In the tracing world, I believe the opensource pulseview/sigrok does this. It makes the UI very responsive even with gigabytes of data. I just wish it also integrated data compression of some kind so I could fit more trace than I have RAM (it can't be all that hard to intelligently compress a super repetitive signal in a way which still allows this fast zooming and scrolling - replacing some tree nodes with LZ77 style backreferences ought to do the trick)



Yah mipmaps are an N-dimensional generalization of the breadth first layout of implicit aggregation, where the aggregation function is averaging.

It may in theory be possible to generalize the in-order layout I talk about in a similar way, but I'm not sure it would be that useful, maybe it would allow you to append rows or columns to your mipmapped image more easily, but I don't know of any applications where that's useful.


Check out Facebook’s Gorilla paper (https://www.vldb.org/pvldb/vol8/p1816-teller.pdf) which features some clever compression techniques for time series data generated at regular intervals.


What do you mean by needing to fit more trace than you have RAM? Are you saying those systems require you to load the entire raw trace into RAM before constructing the relevant data structures for efficient zooming? If so, that seems very limited since you can just use a storage-friendly data structure that also supports efficient zoom so you can put the bulk of the data on disk or across the network and just use your RAM as a cache for the full data structure. This is no worse than a RAM-only solution and allows you to operate on effectively arbitrarily sized traces for when you need to handle those hundred TB traces.


The use case is "I have binary data coming in at 5 Gbytes/sec from a logic analyzer, and I normally want say 30 seconds of trace"

That data is too big for RAM, and coming in too fast to write to disk. But the data is usually very compressible. Some channels will be a million '0's. Other channels will be a clock signal of '0 1 0 1 0 1' forever. Other signals will be more complex, but probably still be near repeats of patterns.

I just want to compress it in realtime in such a way the GUI tools I want to use can still work. They need to do fast-ish random access on the data, and answer questions about chunks of the data (eg. is all the data between time X and time Y all 0's).

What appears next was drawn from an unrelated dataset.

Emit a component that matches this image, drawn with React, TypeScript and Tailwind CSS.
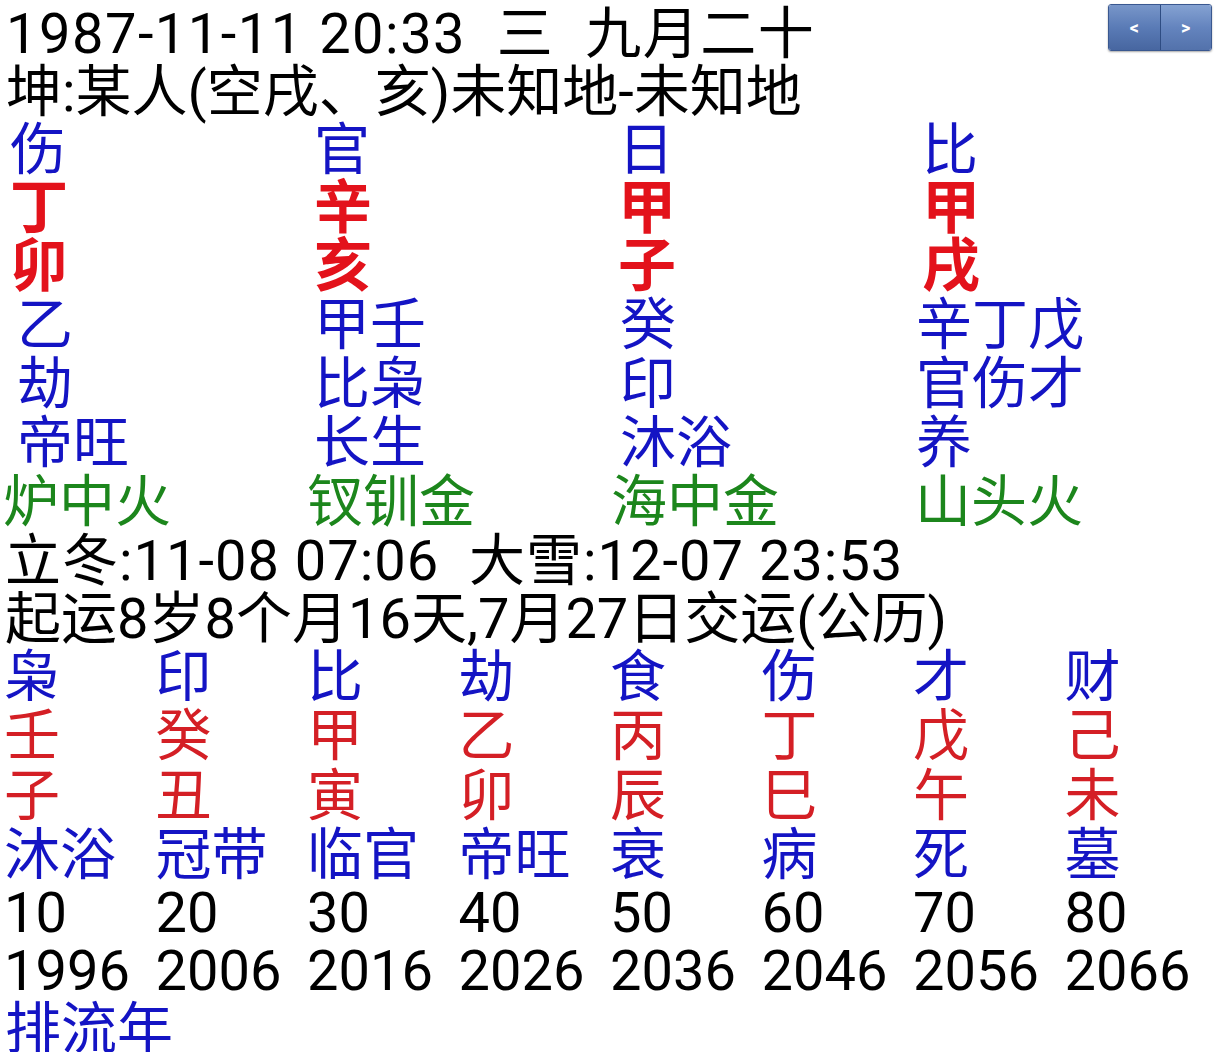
const BLUE = "text-[#1414c4]";
const RED = "text-[#e3121b]";
const GREEN = "text-[#1c861c]";

const pillars = [
  { god: "伤", stem: "丁", branch: "卯", hidden: "乙", hiddenGods: "劫", stage: "帝旺", nayin: "炉中火", shift: "ml-[7px]" },
  { god: "官", stem: "辛", branch: "亥", hidden: "甲壬", hiddenGods: "比枭", stage: "长生", nayin: "钗钏金", shift: "ml-0" },
  { god: "日", stem: "甲", branch: "子", hidden: "癸", hiddenGods: "印", stage: "沐浴", nayin: "海中金", shift: "ml-[2px]" },
  { god: "比", stem: "甲", branch: "戌", hidden: "辛丁戊", hiddenGods: "官伤才", stage: "养", nayin: "山头火", shift: "-ml-[6px]" },
];

const dayun = [
  { god: "枭", stem: "壬", branch: "子", stage: "沐浴", age: "10", year: "1996" },
  { god: "印", stem: "癸", branch: "丑", stage: "冠带", age: "20", year: "2006" },
  { god: "比", stem: "甲", branch: "寅", stage: "临官", age: "30", year: "2016" },
  { god: "劫", stem: "乙", branch: "卯", stage: "帝旺", age: "40", year: "2026" },
  { god: "食", stem: "丙", branch: "辰", stage: "衰", age: "50", year: "2036" },
  { god: "伤", stem: "丁", branch: "巳", stage: "病", age: "60", year: "2046" },
  { god: "才", stem: "戊", branch: "午", stage: "死", age: "70", year: "2056" },
  { god: "财", stem: "己", branch: "未", stage: "墓", age: "80", year: "2066" },
];

function Row({ children, className = "" }: { children: React.ReactNode; className?: string }) {
  return <div className={`h-[58px] leading-[58px] whitespace-pre ${className}`}>{children}</div>;
}

export default function App() {
  return (
    <div
      className="relative min-h-[1052px] w-[1216px] overflow-hidden bg-white pt-[5px] text-[56px] text-black"
      style={{ fontFamily: 'Roboto, "Noto Sans CJK SC", sans-serif' }}
    >
      {/* prev / next */}
      <div className="absolute right-[4px] top-[4px] flex h-[47px] w-[104px] overflow-hidden rounded-[3px] border border-[#3a5890] shadow-[0_1px_2px_rgba(0,0,0,0.35)]">
        <button className="flex flex-1 items-center justify-center border-r border-[#2e4c82] bg-gradient-to-b from-[#7896c9] via-[#5a7bb6] to-[#4766a0] text-[18px] font-bold leading-none text-white">
          &lt;
        </button>
        <button className="flex flex-1 items-center justify-center bg-gradient-to-b from-[#85a2d2] via-[#6484be] to-[#5372ab] text-[18px] font-bold leading-none text-white">
          &gt;
        </button>
      </div>

      <div className="px-[6px]">
        <Row className="tracking-[1.5px]">1987-11-11 20:33  三  九月二十</Row>
        <Row>坤:某人(空戌、亥)未知地-未知地</Row>
      </div>

      {/* four pillars */}
      <div className="grid grid-cols-[304px_304px_304px_1fr] pl-[10px]">
        {pillars.map((p, i) => (
          <div key={i}>
            <Row className={BLUE}>{p.god}</Row>
            <Row className={`${RED} text-[58px] font-bold`}>{p.stem}</Row>
            <Row className={`${RED} text-[58px] font-bold`}>{p.branch}</Row>
            <Row className={`${BLUE} ${p.shift} h-[60px] leading-[60px]`}>{p.hidden}</Row>
            <Row className={`${BLUE} ${p.shift} h-[59px] leading-[59px]`}>{p.hiddenGods}</Row>
            <Row className={`${BLUE} ${p.shift}`}>{p.stage}</Row>
            <Row className={`${GREEN} -ml-[7px] h-[60px] leading-[60px]`}>{p.nayin}</Row>
          </div>
        ))}
      </div>

      <div className="px-[5px]">
        <Row className="tracking-[1px]">立冬:11-08 07:06  大雪:12-07 23:53</Row>
        <Row>起运8岁8个月16天,7月27日交运(公历)</Row>
      </div>

      {/* da yun */}
      <div className="grid grid-cols-8 pl-[4px]">
        {dayun.map((d, i) => (
          <div key={i}>
            <Row className={`${BLUE} h-[59px] leading-[59px]`}>{d.god}</Row>
            <Row className="h-[59px] leading-[59px] text-[#d41f25]">{d.stem}</Row>
            <Row className="h-[60px] leading-[60px] text-[#d41f25]">{d.branch}</Row>
            <Row className={`${BLUE} h-[57px] leading-[57px]`}>{d.stage}</Row>
            <Row className="h-[54px] leading-[54px]">{d.age}</Row>
            <Row>{d.year}</Row>
          </div>
        ))}
      </div>

      <div className="px-[5px]">
        <Row className={BLUE}>排流年</Row>
      </div>
    </div>
  );
}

Ah, I see, it is a data ingress problem not a UI/UX/visualization problem and you are in that awkward gap between RAM and disk bandwidths. So, you want a scheme to reduce ingress bandwidth which would allow you to store more data since you can not offload it anywhere else. From this perspective you would want a log optimized for useful entropy per unit storage which you can translate into a different data structure offline later on that is optimized for UI/UX. The most likely scenarios for that would require a very low level integration with the logging infrastructure itself and be either, as you say, a lossless streaming compression or some kind of lossy aggregation/compression, probably domain-specific, that retains the important data. The key problem here being creating an algorithm fast enough to operate at those data rates given that you get at most a few clocks per byte and no way of pushing the data to more parallel compute otherwise you would be able to just push it into storage.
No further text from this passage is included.